*YOUR INSTRUCTIONS*
Take every line from the listing below that contains "index".

------------

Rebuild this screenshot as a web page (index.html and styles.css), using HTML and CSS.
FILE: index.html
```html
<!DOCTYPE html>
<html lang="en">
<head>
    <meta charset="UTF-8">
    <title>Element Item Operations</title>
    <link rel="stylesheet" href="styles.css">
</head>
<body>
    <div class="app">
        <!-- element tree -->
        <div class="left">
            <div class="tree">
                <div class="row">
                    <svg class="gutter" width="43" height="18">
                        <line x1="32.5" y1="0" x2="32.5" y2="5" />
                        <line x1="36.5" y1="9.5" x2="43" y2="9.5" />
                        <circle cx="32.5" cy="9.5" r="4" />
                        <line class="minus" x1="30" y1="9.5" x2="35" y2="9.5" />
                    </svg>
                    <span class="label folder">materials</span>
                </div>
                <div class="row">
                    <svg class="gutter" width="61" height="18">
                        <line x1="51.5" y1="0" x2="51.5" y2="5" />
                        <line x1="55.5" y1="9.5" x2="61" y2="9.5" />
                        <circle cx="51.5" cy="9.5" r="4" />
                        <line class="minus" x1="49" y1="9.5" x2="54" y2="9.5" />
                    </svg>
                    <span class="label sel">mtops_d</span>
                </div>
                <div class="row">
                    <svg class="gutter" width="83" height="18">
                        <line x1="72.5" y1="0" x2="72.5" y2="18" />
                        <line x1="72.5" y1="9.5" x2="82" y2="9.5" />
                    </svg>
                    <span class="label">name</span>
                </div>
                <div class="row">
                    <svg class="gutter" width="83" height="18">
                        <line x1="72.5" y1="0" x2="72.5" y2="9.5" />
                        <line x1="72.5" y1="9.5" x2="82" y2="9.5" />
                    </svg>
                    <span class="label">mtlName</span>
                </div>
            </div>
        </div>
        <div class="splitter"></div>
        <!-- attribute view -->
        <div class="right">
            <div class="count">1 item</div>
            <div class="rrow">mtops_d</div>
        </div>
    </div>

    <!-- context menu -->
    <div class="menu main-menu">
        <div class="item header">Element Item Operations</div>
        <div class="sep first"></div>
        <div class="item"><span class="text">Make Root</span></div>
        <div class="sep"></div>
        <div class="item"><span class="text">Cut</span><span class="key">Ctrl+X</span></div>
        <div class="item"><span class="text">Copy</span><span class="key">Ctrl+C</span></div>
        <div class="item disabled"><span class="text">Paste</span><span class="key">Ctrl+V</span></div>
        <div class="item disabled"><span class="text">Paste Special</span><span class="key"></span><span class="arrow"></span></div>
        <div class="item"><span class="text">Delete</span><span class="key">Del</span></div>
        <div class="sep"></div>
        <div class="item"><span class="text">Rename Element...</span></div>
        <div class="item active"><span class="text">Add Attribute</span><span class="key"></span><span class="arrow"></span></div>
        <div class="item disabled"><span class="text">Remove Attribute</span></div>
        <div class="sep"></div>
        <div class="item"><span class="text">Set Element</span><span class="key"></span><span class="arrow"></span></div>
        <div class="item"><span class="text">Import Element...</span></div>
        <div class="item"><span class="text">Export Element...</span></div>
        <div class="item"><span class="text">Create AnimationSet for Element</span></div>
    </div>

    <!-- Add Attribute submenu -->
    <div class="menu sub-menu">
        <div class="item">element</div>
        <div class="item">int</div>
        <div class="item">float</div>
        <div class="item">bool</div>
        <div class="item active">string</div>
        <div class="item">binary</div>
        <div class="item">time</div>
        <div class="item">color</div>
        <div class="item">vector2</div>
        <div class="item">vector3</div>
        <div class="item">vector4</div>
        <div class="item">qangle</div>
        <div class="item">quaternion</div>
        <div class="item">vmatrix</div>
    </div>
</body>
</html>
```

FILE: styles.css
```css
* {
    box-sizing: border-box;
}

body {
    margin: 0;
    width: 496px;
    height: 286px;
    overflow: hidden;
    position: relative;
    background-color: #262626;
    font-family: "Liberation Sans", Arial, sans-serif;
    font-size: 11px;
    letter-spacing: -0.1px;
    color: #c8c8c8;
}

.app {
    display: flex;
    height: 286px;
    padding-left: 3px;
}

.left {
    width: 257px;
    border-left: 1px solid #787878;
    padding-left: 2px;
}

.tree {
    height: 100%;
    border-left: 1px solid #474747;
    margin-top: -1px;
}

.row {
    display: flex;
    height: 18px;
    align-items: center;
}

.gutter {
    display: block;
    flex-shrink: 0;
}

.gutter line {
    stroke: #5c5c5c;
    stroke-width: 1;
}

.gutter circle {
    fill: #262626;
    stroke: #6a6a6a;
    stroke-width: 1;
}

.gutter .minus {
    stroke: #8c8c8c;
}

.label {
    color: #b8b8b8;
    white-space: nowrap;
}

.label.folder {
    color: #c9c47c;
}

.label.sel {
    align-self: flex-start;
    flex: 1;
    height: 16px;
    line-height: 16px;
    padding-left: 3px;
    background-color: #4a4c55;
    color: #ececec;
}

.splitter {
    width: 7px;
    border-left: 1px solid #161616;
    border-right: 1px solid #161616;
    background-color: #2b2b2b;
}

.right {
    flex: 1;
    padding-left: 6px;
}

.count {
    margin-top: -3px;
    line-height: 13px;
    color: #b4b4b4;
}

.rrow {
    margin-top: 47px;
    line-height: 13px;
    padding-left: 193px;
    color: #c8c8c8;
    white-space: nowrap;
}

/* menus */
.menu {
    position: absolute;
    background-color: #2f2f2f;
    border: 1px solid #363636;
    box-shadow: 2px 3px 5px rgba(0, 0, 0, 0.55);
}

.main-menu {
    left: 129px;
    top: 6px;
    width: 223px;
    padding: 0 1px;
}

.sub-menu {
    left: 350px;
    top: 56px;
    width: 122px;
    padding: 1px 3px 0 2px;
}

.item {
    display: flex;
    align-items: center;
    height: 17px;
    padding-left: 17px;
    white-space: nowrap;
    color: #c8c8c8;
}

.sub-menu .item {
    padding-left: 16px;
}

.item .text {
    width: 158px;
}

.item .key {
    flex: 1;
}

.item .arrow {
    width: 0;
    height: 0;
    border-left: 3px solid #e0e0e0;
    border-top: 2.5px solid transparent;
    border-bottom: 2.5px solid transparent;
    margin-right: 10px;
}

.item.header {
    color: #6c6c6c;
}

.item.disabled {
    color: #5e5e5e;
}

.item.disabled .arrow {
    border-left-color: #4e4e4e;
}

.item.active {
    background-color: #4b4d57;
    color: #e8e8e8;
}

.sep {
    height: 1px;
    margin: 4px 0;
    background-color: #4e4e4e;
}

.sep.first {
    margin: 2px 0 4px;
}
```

------------

*COMPLETED EXERCISE*
Rebuild this screenshot as a web page (index.html and styles.css), using HTML and CSS.
FILE: index.html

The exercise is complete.